#### [Items]

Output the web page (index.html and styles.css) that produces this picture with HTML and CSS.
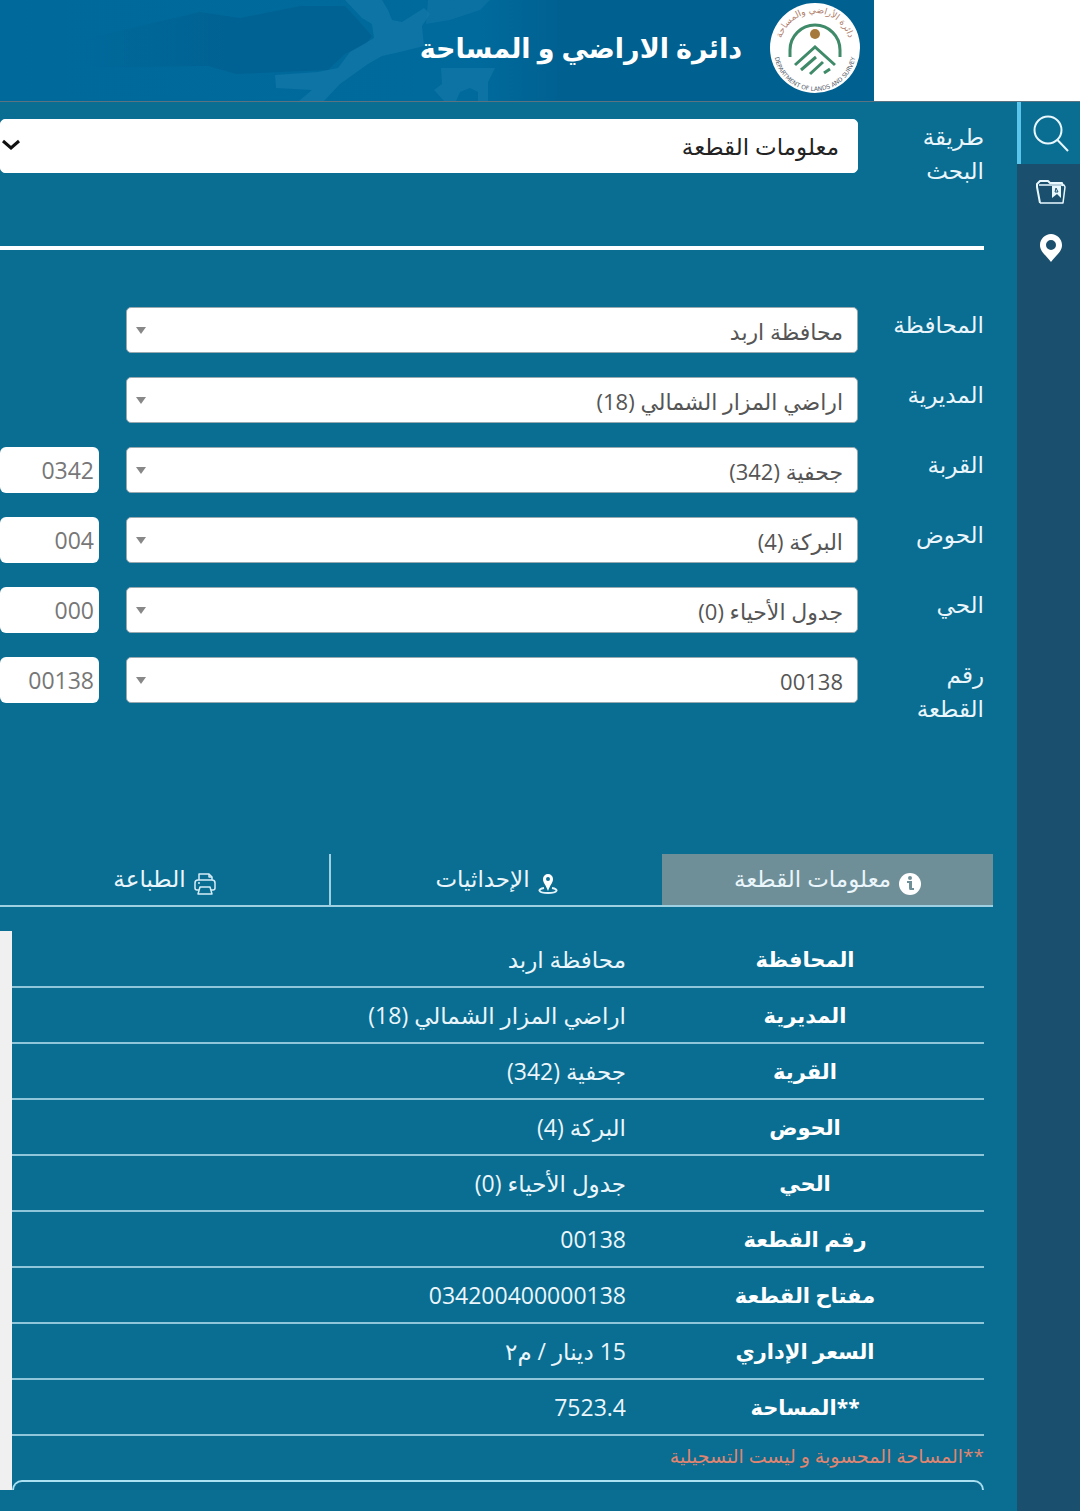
FILE: index.html
```html
<!DOCTYPE html>
<html lang="ar" dir="rtl">
<head>
<meta charset="utf-8">
<meta name="viewport" content="width=device-width, initial-scale=1">
<title>دائرة الاراضي و المساحة</title>
<link rel="stylesheet" href="styles.css">
</head>
<body>
<header class="topbar">
  <div class="banner">
    <svg class="banner-art" viewBox="0 0 874 101" preserveAspectRatio="xMinYMin slice" aria-hidden="true">
      <defs>
        <linearGradient id="sea">
          <stop offset="0" stop-color="#006091" stop-opacity="0"/>
          <stop offset=".5" stop-color="#006091" stop-opacity=".8"/>
        </linearGradient>
      </defs>
      <path fill="url(#sea)" d="M80 40 200 12 240 18 300 6 345 6 358 20 372 36 366 44 345 54 328 70 236 74 208 66 80 68Z"/>
      <path fill="#1679aa" opacity=".65" d="M345 0H382L388 10 392 20 402 22 424 8 430 14 422 26 424 46 400 52 382 56 368 64 340 84 324 101H299L312 90 276 88 275 75 318 72 338 68 350 52 374 38 372 24 362 18Z"/>
      <path fill="#1679aa" opacity=".45" d="M428 0H490L480 10 450 20 426 24Z"/>
      <path fill="#1679aa" opacity=".6" d="M441 68H495L488 82 488 101H478V92L470 88 460 92 456 101H444L434 90 442 84Z"/>
    </svg>
    <svg class="logo" viewBox="770 3 90 90" role="img" aria-label="شعار الدائرة">
      <circle cx="815" cy="48" r="45" fill="#fff"/>
      <defs>
        <path id="ring-top" d="M780 48a35 35 0 0 1 70 0"/>
        <path id="ring-bottom" d="M774 50a41 41 0 0 0 82 0"/>
      </defs>
      <text class="ring ring-ar" text-anchor="middle"><textPath href="#ring-top" startOffset="50%">دائرة الأراضي والمساحة</textPath></text>
      <text class="ring ring-en" direction="ltr" text-anchor="middle"><textPath href="#ring-bottom" startOffset="50%">DEPARTMENT OF LANDS AND SURVEY</textPath></text>
      <g fill="none" stroke="#3f8a68" stroke-width="3">
        <path d="M790 57V50a25 25 0 0 1 50 0V57"/>
        <path d="M795 65 815 47 835 65M801 70 816 57M810 74 823 62M824 73 830 69"/>
      </g>
      <circle cx="815" cy="34" r="5" fill="#a5793c"/>
    </svg>
    <h1 class="title">دائرة الاراضي و المساحة</h1>
  </div>
</header>
<div class="layout">
  <nav class="sidebar" aria-label="القائمة">
    <button class="side-btn side-btn-active" type="button" aria-label="بحث">
      <svg width="38" height="38" viewBox="0 0 38 38" fill="none" stroke="#e9f7ff" stroke-width="2"><circle cx="16" cy="16" r="13.500"/><path d="M25.500 26 36 37"/></svg>
    </button>
    <button class="side-btn" type="button" aria-label="المحفوظات">
      <svg width="30" height="26" viewBox="0 0 30 26" fill="none" stroke="#e9f7ff" stroke-width="2" stroke-linejoin="round"><path d="M4 24 1 8V5L4 2h8l2 2h12l1 3"/><path stroke-width="1.500" d="M3 6h25l1 2-2 16H4"/><path fill="#e9f7ff" stroke="none" d="M16 7h9v12l-4-4-5 4Z"/><path stroke="#1a506e" stroke-width="1" d="m20 9 2 4h-3Z"/></svg>
    </button>
    <button class="side-btn" type="button" aria-label="الموقع">
      <svg width="22" height="28" viewBox="0 0 22 28"><path fill="#fff" fill-rule="evenodd" d="M11 0C5 0 0 5 0 11c0 7 6 10 11 17 5-7 11-10 11-17C22 5 17 0 11 0Zm0 6a5 5 0 1 1 0 10 5 5 0 0 1 0-10Z"/></svg>
    </button>
  </nav>
  <main class="panel">
    <form>
      <div class="row search-row">
        <label class="label" for="method">طريقة البحث</label>
        <div class="pick pick-large">
          <select class="select" id="method"><option>معلومات القطعة</option></select>
          <svg class="chevron" width="18" height="12" viewBox="0 0 18 12" fill="none" stroke="#111" stroke-width="3" aria-hidden="true"><path d="m1 2 8 7 8-7"/></svg>
        </div>
      </div>
      <hr class="divider">
      <div class="fields">
        <div class="row"><label class="label" for="gov">المحافظة</label><div class="pick"><select class="select" id="gov"><option>محافظة اربد</option></select><span class="arrow"></span></div></div>
        <div class="row"><label class="label" for="dir">المديرية</label><div class="pick"><select class="select" id="dir"><option>اراضي المزار الشمالي (18)</option></select><span class="arrow"></span></div></div>
        <div class="row"><label class="label" for="village">القربة</label><div class="pick"><select class="select" id="village"><option>جحفية (342)</option></select><span class="arrow"></span></div><input class="code" type="text" value="0342" aria-label="رمز القرية"></div>
        <div class="row"><label class="label" for="basin">الحوض</label><div class="pick"><select class="select" id="basin"><option>البركة (4)</option></select><span class="arrow"></span></div><input class="code" type="text" value="004" aria-label="رمز الحوض"></div>
        <div class="row"><label class="label" for="block">الحي</label><div class="pick"><select class="select" id="block"><option>جدول الأحياء (0)</option></select><span class="arrow"></span></div><input class="code" type="text" value="000" aria-label="رمز الحي"></div>
        <div class="row"><label class="label" for="parcel">رقم القطعة</label><div class="pick"><select class="select" id="parcel"><option>00138</option></select><span class="arrow"></span></div><input class="code" type="text" value="00138" aria-label="رمز القطعة"></div>
      </div>
    </form>
    <div class="tabs" role="tablist">
      <button class="tab tab-active" type="button" role="tab" aria-selected="true">
        <svg class="tab-icon" width="22" height="22" viewBox="0 0 22 22"><circle cx="11" cy="11" r="11" fill="#fff"/><circle cx="11" cy="5" r="2" fill="#6f8f98"/><path fill="#6f8f98" d="M8 8h5v7h2v2h-4q-1 0-1-2v-5H8Z"/></svg>
        <span>معلومات القطعة</span>
      </button>
      <button class="tab" type="button" role="tab" aria-selected="false">
        <svg class="tab-icon" width="20" height="20" viewBox="0 0 20 20"><path fill="none" stroke="#e3f3fa" stroke-width="2" d="M6 14c-7 1-6 5 4 5s11-4 4-5"/><path fill="#fff" fill-rule="evenodd" d="M10 0a5 5 0 0 0-5 5c0 4 3 6 5 12 2-6 5-8 5-12a5 5 0 0 0-5-5Zm0 3a2 2 0 1 1 0 4 2 2 0 0 1 0-4Z"/></svg>
        <span>الإحداثيات</span>
      </button>
      <button class="tab" type="button" role="tab" aria-selected="false">
        <svg class="tab-icon" width="22" height="22" viewBox="0 0 22 22" fill="none" stroke="#d5edf7" stroke-width="1.500" stroke-linejoin="round"><path d="M5 7V1h10l3 3v3M5 17H3q-2 0-2-2v-5q0-3 3-3h14q3 0 3 3v5q0 2-2 2h-2"/><path d="M6 14h10l2 7H4ZM15 1v3h3M4 10h2"/></svg>
        <span>الطباعة</span>
      </button>
    </div>
    <section class="results">
      <table class="info">
        <tbody>
          <tr><th scope="row">المحافظة</th><td>محافظة اربد</td></tr>
          <tr><th scope="row">المديرية</th><td>اراضي المزار الشمالي (18)</td></tr>
          <tr><th scope="row">القرية</th><td>جحفية (342)</td></tr>
          <tr><th scope="row">الحوض</th><td>البركة (4)</td></tr>
          <tr><th scope="row">الحي</th><td>جدول الأحياء (0)</td></tr>
          <tr><th scope="row">رقم القطعة</th><td>00138</td></tr>
          <tr><th scope="row">مفتاح القطعة</th><td>034200400000138</td></tr>
          <tr><th scope="row">السعر الإداري</th><td>15 دينار / م٢</td></tr>
          <tr><th scope="row">**المساحة</th><td>7523.4</td></tr>
        </tbody>
      </table>
      <p class="note">**المساحة المحسوبة و ليست التسجيلية</p>
      <div class="next-card"></div>
    </section>
  </main>
</div>
</body>
</html>
```
FILE: styles.css
```css
* { box-sizing: border-box; }
body {
  margin: 0;
  background: #0a6d92;
  color: #eaf6fb;
  font-family: "Open Sans", "DejaVu Sans", sans-serif;
  font-size: 23px;
  overflow-x: hidden;
}
button, select, input { font: inherit; }

.topbar {
  background: #fff;
  border-bottom: 1px solid #5c7482;
  padding-right: 206px;
}
.banner {
  position: relative;
  display: flex;
  align-items: center;
  gap: 28px;
  height: 101px;
  padding: 0 14px 6px;
  background: linear-gradient(90deg, #00699b, #006a9c 55%, #006090 65%);
  overflow: hidden;
}
.banner-art { position: absolute; inset: 0; width: 100%; height: 100%; }
.logo { position: relative; width: 90px; height: 90px; flex: none; }
.ring { font-family: "DejaVu Sans", sans-serif; }
.ring-ar { font-size: 9px; fill: #b0806a; }
.ring-en { font-size: 6px; fill: #56606a; }
.title {
  position: relative;
  margin: 0;
  color: #fff;
  font-size: 27px;
  font-weight: 700;
  line-height: 40px;
  white-space: nowrap;
}

.layout { display: flex; min-height: calc(100vh - 102px); }
.sidebar {
  flex: none;
  width: 63px;
  display: flex;
  flex-direction: column;
  background: #1a506e;
}
.side-btn {
  display: grid;
  place-items: center;
  height: 56px;
  padding: 0;
  border: 0;
  border-left: 4px solid transparent;
  background: none;
}
.side-btn-active { height: 62px; border-left-color: #5cc5ec; background: #0a6d92; }

.panel { flex: 1; min-width: 0; padding: 17px 24px 21px 0; }
.row { display: flex; align-items: flex-start; padding-right: 9px; }
.label { flex: none; width: 126px; padding-left: 22px; line-height: 34px; }
.pick { position: relative; flex: 1; height: 46px; }
.select {
  appearance: none;
  display: block;
  width: 100%;
  height: 100%;
  padding: 2px 14px 0;
  border: 1px solid #9aa9b0;
  border-radius: 5px;
  background: #fff;
  color: #555;
  font-size: 22px;
}
.pick-large { height: 54px; }
.pick-large .select { padding: 0 18px; border-color: #fff; color: #222; font-size: 23px; }
.chevron { position: absolute; left: 2px; top: 20px; }
.arrow {
  position: absolute;
  left: 10px;
  top: 20px;
  border: 5px solid transparent;
  border-top: 7px solid #888;
  border-bottom: 0;
}
.divider { height: 4px; margin: 59px 9px 57px 0; border: 0; background: #fff; }
.fields { display: grid; gap: 24px; }
.fields .row { min-height: 46px; }
.fields .pick { margin-left: 126px; }
.fields .pick:not(:last-child) { margin-left: 27px; }
.code {
  flex: none;
  width: 99px;
  height: 46px;
  padding: 0 5px;
  border: 0;
  border-radius: 6px;
  background: #fff;
  color: #777;
}
.fields .row:last-child { min-height: 68px; }

.tabs {
  display: grid;
  grid-template-columns: repeat(3, 1fr);
  margin-top: 129px;
  border-bottom: 2px solid #9fd0e2;
}
.tab {
  display: flex;
  align-items: center;
  justify-content: center;
  gap: 8px;
  height: 51px;
  padding: 0 0 4px;
  border: 0;
  background: none;
  color: #eaf6fb;
}
.tab-active { background: #6f8f98; }
.tab + .tab + .tab { border-right: 2px solid #9fd0e2; }
.tab-icon { flex: none; margin-top: 12px; }

.results {
  margin: 24px 9px 0 0;
  border-left: 12px solid #f0f0f0;
}
.info { width: 100%; border-collapse: collapse; table-layout: fixed; }
.info th, .info td { height: 56px; padding: 0; border-bottom: 2px solid #8fc6da; }
.info th { width: 358px; text-align: center; font-size: 21px; font-weight: 700; color: #fff; }
.info td { text-align: right; }
.note { margin: 0 0 4px; color: #df8571; font-size: 19px; line-height: 40px; }
.next-card {
  height: 10px;
  border: 2px solid #a9dff0;
  border-width: 2px 2px 0;
  border-radius: 12px 12px 0 0;
  background: #08688d;
}
```
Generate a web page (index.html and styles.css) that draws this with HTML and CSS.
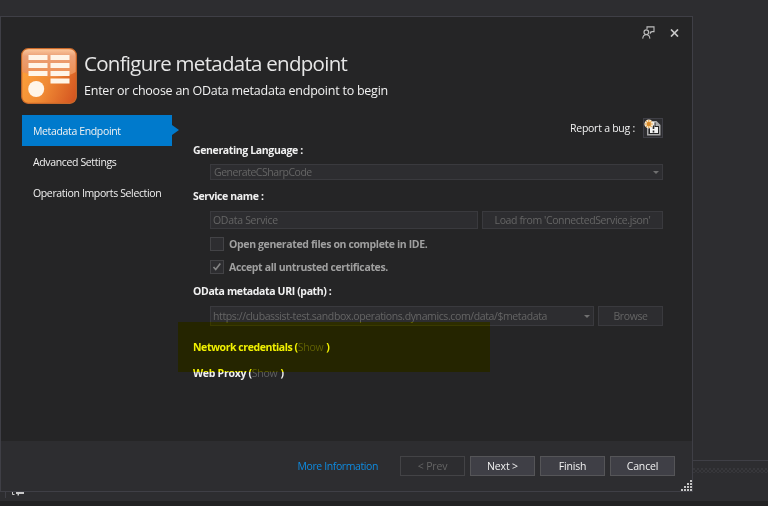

#### [Stated exercise]
Look through the data above. Copy every line with the string "that" in it.

#### [Result of the task]
Output the web page (index.html and styles.css) that produces this picture with HTML and CSS.
Generate a web page (index.html and styles.css) that draws this with HTML and CSS.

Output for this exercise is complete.